#### Objective:
Work out how many lines in the data hold the word "index", and reply with that number only.

#### Collected material:
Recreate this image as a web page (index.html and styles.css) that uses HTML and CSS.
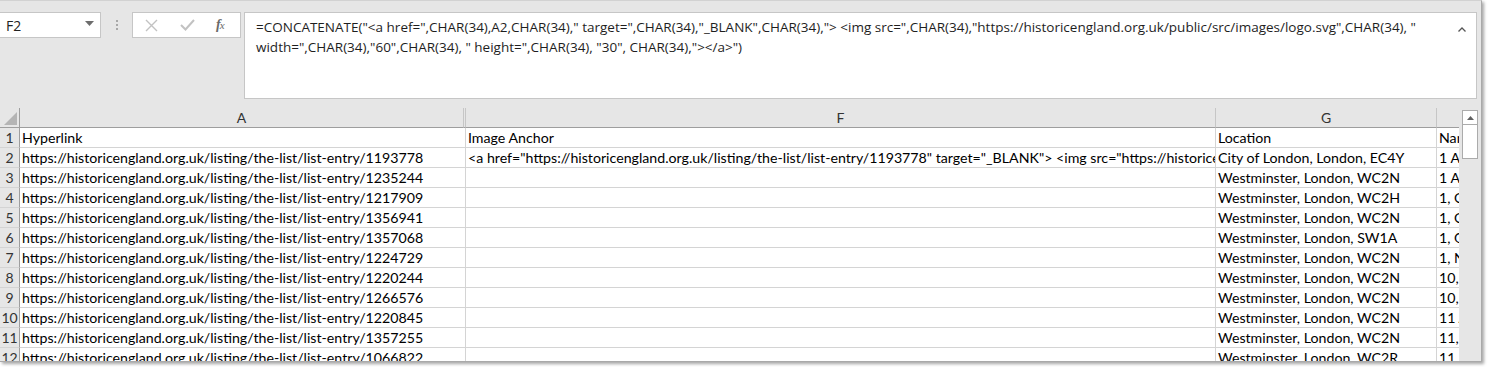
FILE: index.html
```html
<!DOCTYPE html>
<html>
<head>
<meta charset="utf-8">
<link rel="stylesheet" href="styles.css">
</head>
<body>
<div class="window">
  <div class="toolbar">
    <div class="namebox">
      <span class="name">F2</span>
      <svg class="nb-caret" width="9" height="6" viewBox="0 0 9 6"><path d="M0 0h9L4.5 5z" fill="#6d6d6d"/></svg>
    </div>
    <div class="grip"><i></i><i></i><i></i></div>
    <div class="fbuttons">
      <svg class="fb-x" width="13" height="13" viewBox="0 0 13 13"><path d="M1 1l11 11M12 1L1 12" stroke="#c2c2c2" stroke-width="1.4" fill="none"/></svg>
      <svg class="fb-ok" width="15" height="12" viewBox="0 0 15 12"><path d="M1 6l4.5 4.5L14 1" stroke="#c2c2c2" stroke-width="2" fill="none"/></svg>
      <span class="fx"><i>f</i><span>x</span></span>
    </div>
    <div class="formula">
      <div class="ftext">=CONCATENATE("&lt;a href=",CHAR(34),A2,CHAR(34)," target=",CHAR(34),"_BLANK",CHAR(34),"&gt; &lt;img src=",CHAR(34),"https://historicengland.org.uk/public/src/images/logo.svg",CHAR(34), "<br>width=",CHAR(34),"60",CHAR(34), " height=",CHAR(34), "30", CHAR(34),"&gt;&lt;/a&gt;")</div>
      <svg class="f-up" width="8" height="5" viewBox="0 0 8 5"><path d="M0.5 4.5L4 1l3.5 3.5" stroke="#555" stroke-width="1.3" fill="none"/></svg>
    </div>
  </div>
  <div class="sheet">
    <div class="grid">
      <div class="row hdr">
        <div class="cell rh corner"><svg width="13" height="13" viewBox="0 0 13 13"><path d="M13 0V13H0z" fill="#b4b4b4"/></svg></div>
        <div class="cell ca-h">A</div>
        <div class="cell hid"></div>
        <div class="cell cf">F</div>
        <div class="cell cg">G</div>
        <div class="cell ch"></div>
      </div>
      <div class="row"><div class="cell rh">1</div><div class="cell ca">Hyperlink</div><div class="cell cf">Image Anchor</div><div class="cell cg">Location</div><div class="cell ch">Name</div></div>
      <div class="row"><div class="cell rh">2</div><div class="cell ca">https://historicengland.org.uk/listing/the-list/list-entry/1193778</div><div class="cell cf">&lt;a href="https://historicengland.org.uk/listing/the-list/list-entry/1193778" target="_BLANK"&gt; &lt;img src="https://historicengland.org.uk/public/src/images/logo.svg"</div><div class="cell cg">City of London, London, EC4Y</div><div class="cell ch">1 A</div></div>
      <div class="row"><div class="cell rh">3</div><div class="cell ca">https://historicengland.org.uk/listing/the-list/list-entry/1235244</div><div class="cell cf"></div><div class="cell cg">Westminster, London, WC2N</div><div class="cell ch">1 A</div></div>
      <div class="row"><div class="cell rh">4</div><div class="cell ca">https://historicengland.org.uk/listing/the-list/list-entry/1217909</div><div class="cell cf"></div><div class="cell cg">Westminster, London, WC2H</div><div class="cell ch">1, C</div></div>
      <div class="row"><div class="cell rh">5</div><div class="cell ca">https://historicengland.org.uk/listing/the-list/list-entry/1356941</div><div class="cell cf"></div><div class="cell cg">Westminster, London, WC2N</div><div class="cell ch">1, C</div></div>
      <div class="row"><div class="cell rh">6</div><div class="cell ca">https://historicengland.org.uk/listing/the-list/list-entry/1357068</div><div class="cell cf"></div><div class="cell cg">Westminster, London, SW1A</div><div class="cell ch">1, G</div></div>
      <div class="row"><div class="cell rh">7</div><div class="cell ca">https://historicengland.org.uk/listing/the-list/list-entry/1224729</div><div class="cell cf"></div><div class="cell cg">Westminster, London, WC2N</div><div class="cell ch">1, N</div></div>
      <div class="row"><div class="cell rh">8</div><div class="cell ca">https://historicengland.org.uk/listing/the-list/list-entry/1220244</div><div class="cell cf"></div><div class="cell cg">Westminster, London, WC2N</div><div class="cell ch">10,</div></div>
      <div class="row"><div class="cell rh">9</div><div class="cell ca">https://historicengland.org.uk/listing/the-list/list-entry/1266576</div><div class="cell cf"></div><div class="cell cg">Westminster, London, WC2N</div><div class="cell ch">10,</div></div>
      <div class="row"><div class="cell rh">10</div><div class="cell ca">https://historicengland.org.uk/listing/the-list/list-entry/1220845</div><div class="cell cf"></div><div class="cell cg">Westminster, London, WC2N</div><div class="cell ch">11 A</div></div>
      <div class="row"><div class="cell rh">11</div><div class="cell ca">https://historicengland.org.uk/listing/the-list/list-entry/1357255</div><div class="cell cf"></div><div class="cell cg">Westminster, London, WC2N</div><div class="cell ch">11,</div></div>
      <div class="row"><div class="cell rh">12</div><div class="cell ca">https://historicengland.org.uk/listing/the-list/list-entry/1066822</div><div class="cell cf"></div><div class="cell cg">Westminster, London, WC2R</div><div class="cell ch">11,</div></div>
    </div>
    <div class="vscroll">
      <div class="sb-up"><svg width="7" height="4" viewBox="0 0 7 4"><path d="M0 4L3.5 0 7 4z" fill="#606060"/></svg></div>
      <div class="sb-thumb"></div>
    </div>
  </div>
</div>
</body>
</html>
```

FILE: styles.css
```css
* { box-sizing: border-box; }
html, body { margin: 0; padding: 0; background: #ffffff; }
body { width: 1488px; height: 367px; overflow: hidden; }

.window {
  width: 1482px;
  height: 362px;
  background: #e6e6e6;
  border-top: 1px solid #d2d2d2;
  border-right: 1px solid #a9a9a9;
  border-bottom: 1px solid #a9a9a9;
  box-shadow: 2px 2px 3px rgba(0,0,0,0.35);
  overflow: hidden;
  display: flex;
  flex-direction: column;
}

.toolbar {
  height: 107px;
  flex: none;
  display: flex;
  align-items: flex-start;
  padding-top: 11px;
}

.namebox {
  width: 101px;
  height: 26px;
  background: #fff;
  border: 1px solid #c6c6c6;
  border-left: none;
  display: flex;
  align-items: center;
  justify-content: space-between;
  padding: 0 6px 0 6px;
  font-family: "Open Sans", "Noto Sans", sans-serif;
  font-size: 14px;
  color: #222;
}
.nb-caret { margin-top: -2px; }

.grip {
  width: 31px;
  height: 26px;
  display: flex;
  flex-direction: column;
  align-items: center;
  justify-content: center;
  gap: 2px;
}
.grip i { display: block; width: 2px; height: 2px; background: #a8a8a8; }

.fbuttons {
  width: 109px;
  height: 26px;
  background: #fff;
  border: 1px solid #c6c6c6;
  display: flex;
  align-items: center;
  padding-left: 12px;
}
.fb-x { margin-right: 22px; }
.fb-ok { margin-right: 21px; }
.fx {
  font-family: "Liberation Serif", serif;
  font-size: 14px;
  color: #6a6a6a;
  font-weight: bold;
  letter-spacing: -1px;
}
.fx i { font-style: italic; }
.fx span { font-size: 11px; font-style: italic; font-weight: normal; }

.formula {
  margin-left: 3px;
  width: 1233px;
  height: 87px;
  background: #fff;
  border: 1px solid #c6c6c6;
  display: flex;
  align-items: flex-start;
  justify-content: space-between;
  padding: 4px 10px 0 11px;
}
.ftext {
  font-family: "Open Sans", "Noto Sans", sans-serif;
  font-size: 13.5px;
  line-height: 20px;
  color: #1e1e1e;
  white-space: nowrap;
}
.f-up { margin-top: 10px; }

.sheet {
  flex: 1;
  display: flex;
  overflow: hidden;
}

.grid {
  width: 1459px;
  background: #fff;
  overflow: hidden;
}

.row {
  display: flex;
  height: 20px;
}

.cell {
  height: 20px;
  border-right: 1px solid #d4d4d4;
  border-bottom: 1px solid #d4d4d4;
  font-family: "Lato", "Liberation Sans", sans-serif;
  font-size: 14.2px;
  line-height: 20px;
  color: #000;
  padding-left: 2px;
  white-space: nowrap;
  overflow: hidden;
  flex: none;
}

.rh {
  width: 20px;
  background: #e6e6e6;
  border-right: 1px solid #9e9e9e;
  border-bottom: 1px solid #d4d4d4;
  color: #333;
  padding: 0;
  text-align: center;
  font-size: 14px;
}
.ca { width: 446px; }
.cf { width: 750px; }
.cg { width: 221px; }
.ch { width: 22px; border-right: none; }

.hdr .cell {
  background: #e6e6e6;
  border-bottom: 1px solid #9e9e9e;
  border-right: 1px solid #c6c6c6;
  text-align: center;
  color: #333;
  padding: 0;
  font-size: 14px;
}
.hdr .rh { border-right: 1px solid #9e9e9e; }
.hdr .ca-h { width: 444px; }
.hdr .hid { width: 2px; }
.hdr .cf { width: 750px; }
.hdr .ch { border-right: none; }
.corner {
  display: flex;
  align-items: flex-end;
  justify-content: flex-end;
  padding: 0 2px 2px 0 !important;
}

.vscroll {
  flex: 1;
  background: #e6e6e6;
  padding: 2px 0 0 3px;
}
.sb-up {
  width: 16px;
  height: 15px;
  background: #fff;
  border: 1px solid #ababab;
  display: flex;
  align-items: center;
  justify-content: center;
}
.sb-thumb {
  width: 16px;
  height: 34px;
  background: #fff;
  border: 1px solid #ababab;
  border-top: none;
}
```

#### Exercise solution:
2